Related: US supreme court rules Trump has ‘absolute immunity’ for official acts
The court ruled Monday that Trump cannot be prosecuted for “official acts” he took while president, setting up tests for which of the federal criminal charges over his attempt to subvert the 2020 election are considered official and sending the case back to a lower court to decide.
“Today’s decision to grant former Presidents criminal immunity reshapes the institution of the Presidency,” Sotomayor wrote in dissent. “It makes a mockery of the principle, foundational to our Constitution and system of Government, that no man is above the law.”
Sotomayor, writing in a scathing tone, said the court would effectively allow presidents to commit clear crimes without punishment, an expansion of presidential powers that puts democracy at risk. She and fellow liberal justice Ketanji Brown Jackson lay out hypothetical ways the court’s ruling could create crises in the US.
“The President of the United States is the most powerful person in the country, and possibly the world. When he uses his official powers in any way, under the majority’s reasoning, he now will be insulated from criminal prosecution,” Sotomayor wrote.
“Orders the Navy’s Seal Team 6 to assassinate a political rival? Immune. Organizes a military coup to hold onto power? Immune. Takes a bribe in exchange for a pardon? Immune. Immune, immune, immune.
“Let the President violate the law, let him exploit the trappings of his office for personal gain, let him use his official power for evil ends. Because if he knew that he may one day face liability for breaking the law, he might not be as bold and fearless as we would like him to be. That is the majority’s message today.
“Even if these nightmare scenarios never play out, and I pray they never do, the damage has been done. The relationship between the President and the people he serves has shifted irrevocably. In every use of official power, the President is now a king above the law.”
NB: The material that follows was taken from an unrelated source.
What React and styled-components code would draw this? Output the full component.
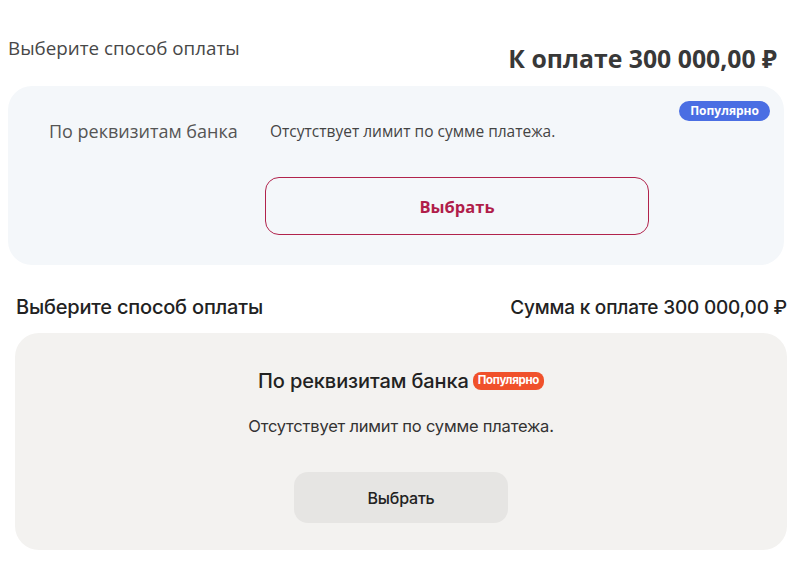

Until now, presidents have operated under the assumption that their actions were not immune from criminal prosecution if they used their office, and the trappings of their office, to commit crimes, she writes. But going forward, presidents won’t be so concerned.
“With fear for our democracy, I dissent,” she concluded.
Jackson wrote a separate dissent, though noted that she “agree[s] with every word of her powerful dissent,” and wanted to lay out the “theoretical nuts and bolts of what, exactly, the majority has done today to alter the paradigm of accountability for Presidents of the United States”.
The ruling changes the balance of power among the three branches of government and gets rid of the ability to deter presidents from abusing their power, “to the detriment of us all”, Jackson wrote. The “practical consequences” of the majority decision “are a five-alarm fire that threatens to consume democratic self-governance and the normal operations of our Government”.
In a footnote in her dissent, Jackson games out the “oddity” of deciding whether a president is immune from prosecution based on the character of a president’s powers.
“While the President may have the authority to decide to remove the Attorney General, for example, the question here is whether the President has the option to remove the Attorney General by, say, poisoning him to death,” Jackson wrote. “Put another way, the issue here is not whether the President has exclusive removal power, but whether a generally applicable criminal law prohibiting murder can restrict how the President exercises that authority.”
While the majority opinion, written by Chief Justice John Roberts, claims it hems in presidential immunity in some ways, Sotomayor takes that idea to task. The majority opinion is an “embrace of the most far-reaching view of Presidential immunity on offer”. No one has claimed that purely private acts would be immune from prosecution, she writes, making their exclusion an “unremarkable proposition”.
The court effectively expanded what is considered an official act in a way that will capture events beyond a presidential’s core duties and ensnare unofficial acts, she claims. And a prohibition on bringing up these official acts during a prosecution of unofficial acts “deprives these prosecutions of any teeth”.
She lays out an example: “For instance, the majority struggles with classifying whether a President’s speech is in his capacity as President (official act) or as a candidate (unofficial act). Imagine a President states in an official speech that he intends to stop a political rival from passing legislation that he opposes, no matter what it takes to do so (official act). He then hires a private hitman to murder that political rival (unofficial act). Under the majority’s rule, the murder indictment could include no allegation of the President’s public admission of premeditated intent to support the mens rea of murder. That is a strange result, to say the least.”
The majority wrote that immunity is necessary because it allows the nation’s top elected official to execute his duties “fearlessly and fairly” and take “bold and unhesitating action” without the threat of looming prosecution. But, Sotomayor hits back, it’s more dangerous for a president to feel empowered to break the law.
“I am deeply troubled by the idea, inherent in the majority’s opinion, that our Nation loses something valuable when the President is forced to operate within the confines of federal criminal law.”
The testy dissent was replete with digs at the conservative-dominated court, which, aided by justices Trump appointed when he was in office, now counts just three liberal justices and has moved the country further to the right in recent years as a result.
Sotomayor directs readers to “feel free to skip over those pages of the majority’s opinion” about one area in the conservatives’ arguments. She said the majority “invents an atextual, ahistorical, and unjustifiable immunity that puts the President above the law”. The conservatives relied on “little more than its own misguided wisdom”, she wrote. She added that “it seems history matters to this Court only when it is convenient.”
“In sum, the majority today endorses an expansive vision of Presidential immunity that was never recognized by the Founders, any sitting President, the Executive Branch, or even President Trump’s lawyers, until now. Settled understandings of the Constitution are of little use to the majority in this case, and so it ignores them,” she wrote.